Each campus opted into UCSA (and UC Davis opted out) since UCSA’s creation (then known as the UC Student Lobby) by the Student Body Presidents Council. Each campus association decides on its financial commitment: most campuses collect about $1.50 per student per year; Santa Barbara commits around $8 per student.

The UCSA Board of Directors is comprised of delegates from each association (each undergraduate or graduate program represented). One delegate per association may vote; typically, this is the Executive/External Vice President of each student government association. These voting members appoint their own non-board members who may still speak on their association’s behalf, along with a Legislative Liaison and Campus Organization Director, which represent their association in the Legislative Affairs and Campus Action committees, respectively.

Participation in student action has certainly increased since the economic crash began affecting UC students with the UC Regents’ first 9.3 percent fee increase last May.

“We have taken advantage of the need to engage students. When you can do that you yield historic results,” said fourth-year sociology and Latin American & Latino Studies double-major and UCSA President, Victor Sanchez. “It’s been the most successful year to date. Hands down the most engagement, success and victories thus far.”

Sanchez cites the incredible turnout of over 10,000 students across the UC’s for the September 24 walkout as the start of this year’s impressive level of activism.
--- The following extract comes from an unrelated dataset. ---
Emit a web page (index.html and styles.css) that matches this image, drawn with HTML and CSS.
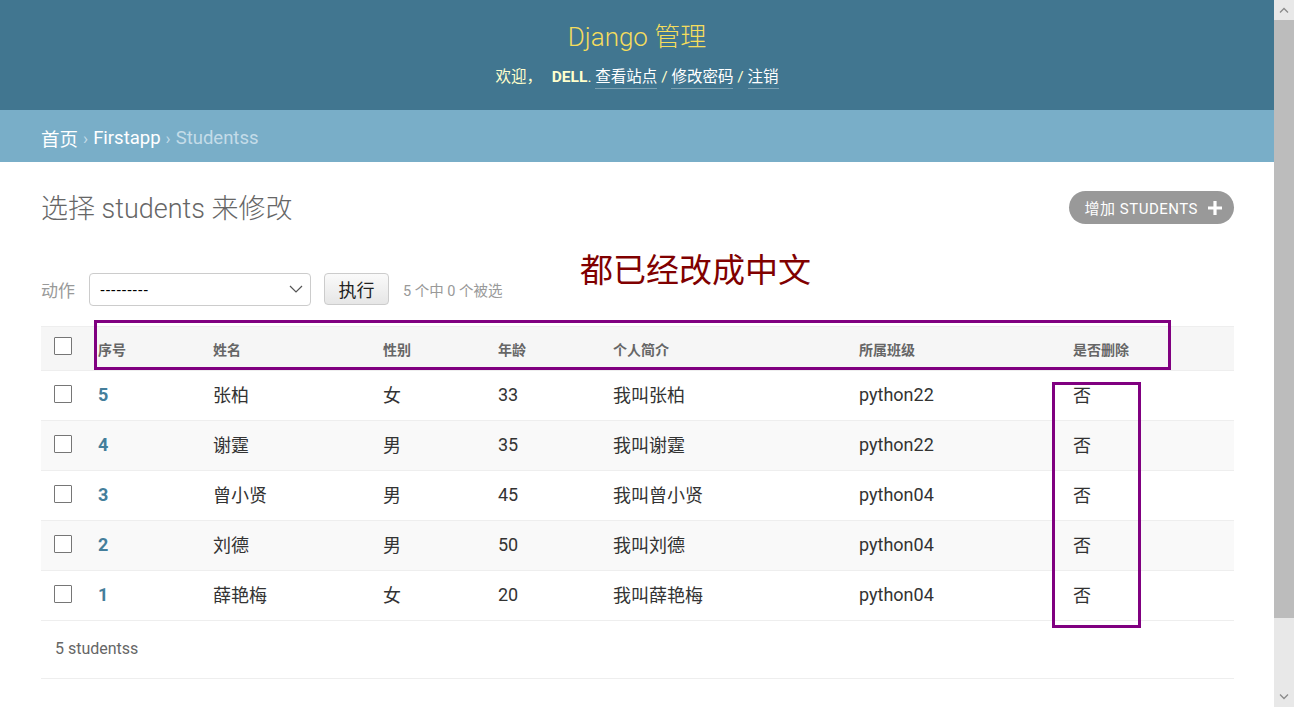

Despite the financial hardships on students due to raised fees, Sanchez emphasizes the importance of fees for UCSA, which will cost UCI undergraduates $28,410.20 and graduates $6,853.60 in student fees for 2010-11.

“I’d say this is a good investment that is ultimately against student fees,” Sanchez said. “Students: if you’re mad about not getting into class; if you’re mad at administration; if you’re mad at the bureaucratic mess; then UCSA is for you!”